We have billions of dollars of corporate buybacks pushing stocks higher. This is a far cry from real growth.
The socialization of the U.S. mortgage market – where privately issued mortgages (unbacked by government guarantees) have virtually vanished.
The unemployment number farce; if you remove enough potential workers from the count, the unemployment plummets toward zero. Orwell is twitching in his grave.
The U.S. economy contracted by 2% in the first quarter of 2014, managing to wipe out $100 billion in economic growth from the initial forecast for Q1 GDP.

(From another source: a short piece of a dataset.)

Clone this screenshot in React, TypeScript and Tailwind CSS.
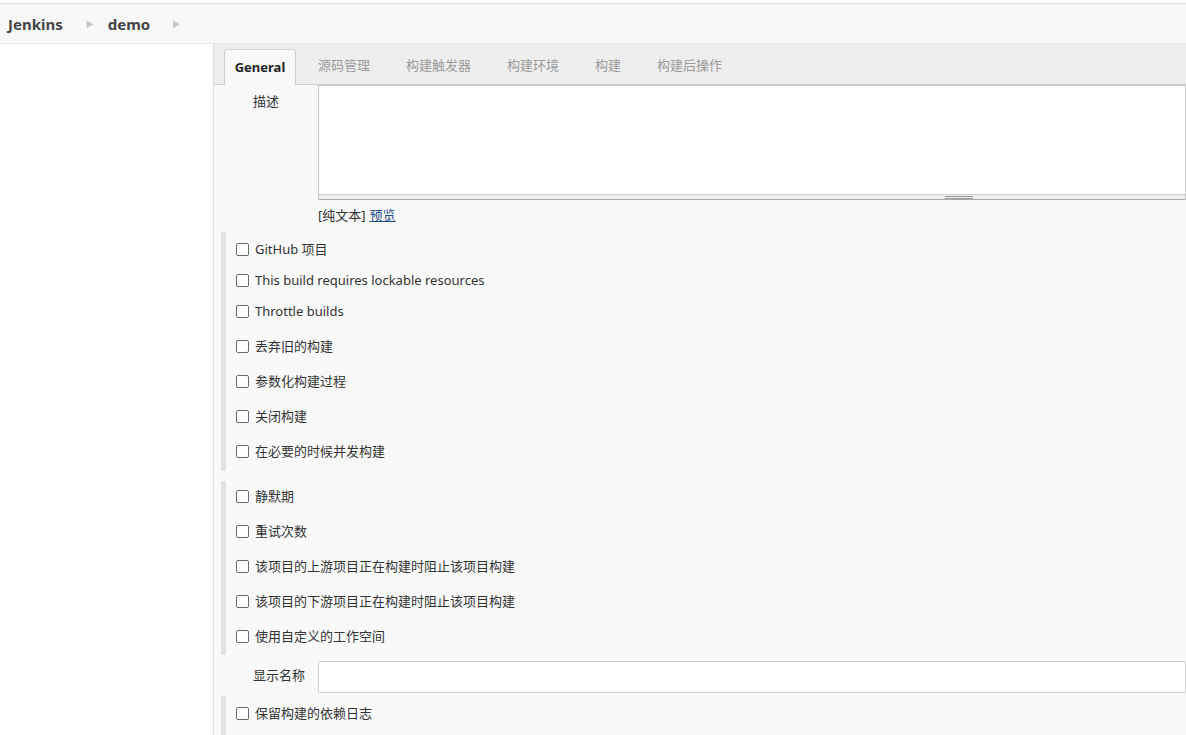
import React from "react";

const font = { fontFamily: '"Noto Sans", "Noto Sans CJK SC", sans-serif' };

function Check({ label, h }: { label: string; h: string }) {
  return (
    <div className={`flex items-center ${h} pl-[10px]`}>
      <span className="w-[13px] h-[13px] border border-[#6a6a6a] rounded-[2px] bg-white shrink-0" />
      <span className="ml-[6px] text-[13px] text-[#333] leading-none">{label}</span>
    </div>
  );
}

function Section({ children, className = "" }: { children: React.ReactNode; className?: string }) {
  return (
    <div className={`ml-[7px] border-l-[5px] border-[#e3e3e3] ${className}`}>{children}</div>
  );
}

export default function App() {
  return (
    <div className="w-[1186px] h-[735px] overflow-hidden bg-white flex flex-col" style={font}>
      <div className="h-[3px] bg-white" />
      <div className="h-[41px] bg-[#f8f8f8] border-t border-[#dcdcdc] border-b border-b-[#e8e8e8] flex items-center pl-[8px] shrink-0">
        <span className="text-[15px] font-bold text-[#444] pt-[1px]">Jenkins</span>
        <span className="ml-[23px] text-[8px] text-[#c4c4c4]">▶</span>
        <span className="ml-[14px] text-[15px] font-bold text-[#444] pt-[1px]">demo</span>
        <span className="ml-[22px] text-[8px] text-[#c4c4c4]">▶</span>
      </div>
      <div className="flex flex-1 min-h-0">
        <div className="w-[214px] bg-white border-r border-[#dddddd] shrink-0" />
        <div className="flex-1 bg-[#f9f9f9] flex flex-col min-w-0">
          <div className="h-[41px] bg-[#eeeeee] border-b border-[#d0d0d0] flex items-end shrink-0">
            <div className="ml-[10px] h-[36px] w-[72px] -mb-px bg-[#f9f9f9] border border-[#cfcfcf] border-b-0 rounded-t-[4px] flex items-center justify-center text-[13px] font-bold text-[#222]">
              General
            </div>
            <div className="flex items-center h-[36px] text-[13px] text-[#9a9a9a] ml-[22px] gap-[36px]">
              <span>源码管理</span>
              <span>构建触发器</span>
              <span>构建环境</span>
              <span>构建</span>
              <span>构建后操作</span>
            </div>
          </div>
          <div className="flex">
            <div className="w-[104px] pl-[39px] pt-[7px] text-[13px] text-[#333] shrink-0">描述</div>
            <div className="flex-1 flex flex-col">
              <div className="h-[115px] border border-[#c8c8c8] border-b-0 bg-white flex flex-col">
                <div className="flex-1" />
                <div className="h-[6px] bg-[#efefef] border-t border-[#d0d0d0] border-b border-b-[#aaa] relative">
                  <div className="absolute left-[626px] top-[1px] w-[28px] h-[1px] bg-[#999]" />
                  <div className="absolute left-[626px] top-[3px] w-[28px] h-[1px] bg-[#999]" />
                </div>
              </div>
              <div className="h-[31px] flex items-center text-[13px] text-[#333]">
                [纯文本]<span className="ml-[4px] text-[#204a87] underline">预览</span>
              </div>
            </div>
          </div>
          <Section className="mt-[1px] pb-[4px] pt-[2px]">
            <Check label="GitHub 项目" h="h-[31px]" />
            <Check label="This build requires lockable resources" h="h-[31px]" />
            <Check label="Throttle builds" h="h-[31px]" />
            <Check label="丢弃旧的构建" h="h-[35px] pt-[4px]" />
            <Check label="参数化构建过程" h="h-[35px] pt-[4px]" />
            <Check label="关闭构建" h="h-[35px] pt-[4px]" />
            <Check label="在必要的时候并发构建" h="h-[35px] pt-[4px]" />
          </Section>
          <Section className="mt-[10px] pb-[4px]">
            <Check label="静默期" h="h-[30px]" />
            <Check label="重试次数" h="h-[35px] pt-[5px]" />
            <Check label="该项目的上游项目正在构建时阻止该项目构建" h="h-[35px] pt-[5px]" />
            <Check label="该项目的下游项目正在构建时阻止该项目构建" h="h-[35px] pt-[5px]" />
            <Check label="使用自定义的工作空间" h="h-[35px] pt-[5px]" />
          </Section>
          <div className="flex items-center h-[42px] pt-[2px]">
            <div className="w-[104px] pl-[39px] pb-[1px] text-[13px] text-[#333] shrink-0">显示名称</div>
            <div className="flex-1 h-[32px] border border-[#cfcfcf] bg-white rounded-l-[2px]" />
          </div>
          <Section className="h-[40px]">
            <Check label="保留构建的依赖日志" h="h-[32px] pt-[2px]" />
          </Section>
        </div>
      </div>
    </div>
  );
}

But what is more compelling is that if one excludes the artificial stimulus to the U.S. economy generated from the Obamacare Q1 taxpayer-subsidized scramble, Q1 GDP would have contracted, not by 1%, but by 2%!
All of this comes with good intentions centered on the belief that intervention on this scale will magically lead to an economy that no longer needs extreme manipulations to sustain itself.
The monkey’s conclusion after the fish dies is that he should have done more sooner. This echoes all the way up to the most powerful money policy makers, including the infamous Ben Bernanke and his narrow belief that the first Great Depression could have been avoided if more aggressive monetary measures had been implicated.
The calm before the storm.
Today, we have the spectacle of stagnant wages and rising prices.
Currently, we don’t have hyperinflation. We have steady, grinding, and relentless inflation.
It’s not the inflation that makes you think of wheelbarrows. It’s the sort of inflation that quietly eats your grandchildren.
Growth is the life blood of all organic systems. If an economy is not moving forward, it is dying. Organic growth in this iteration has all but vanished. Short term pain for long term gain is an anathema. Long written off and socialized out of the vernacular. This is the ultimate signal of impending collapse. And it is right in front of us.
The next hyperinflation will very quickly become an historic anomaly difficult to relate with. Yet we can see the current experiment evolving right before our eyes. If only we dare to look and take action.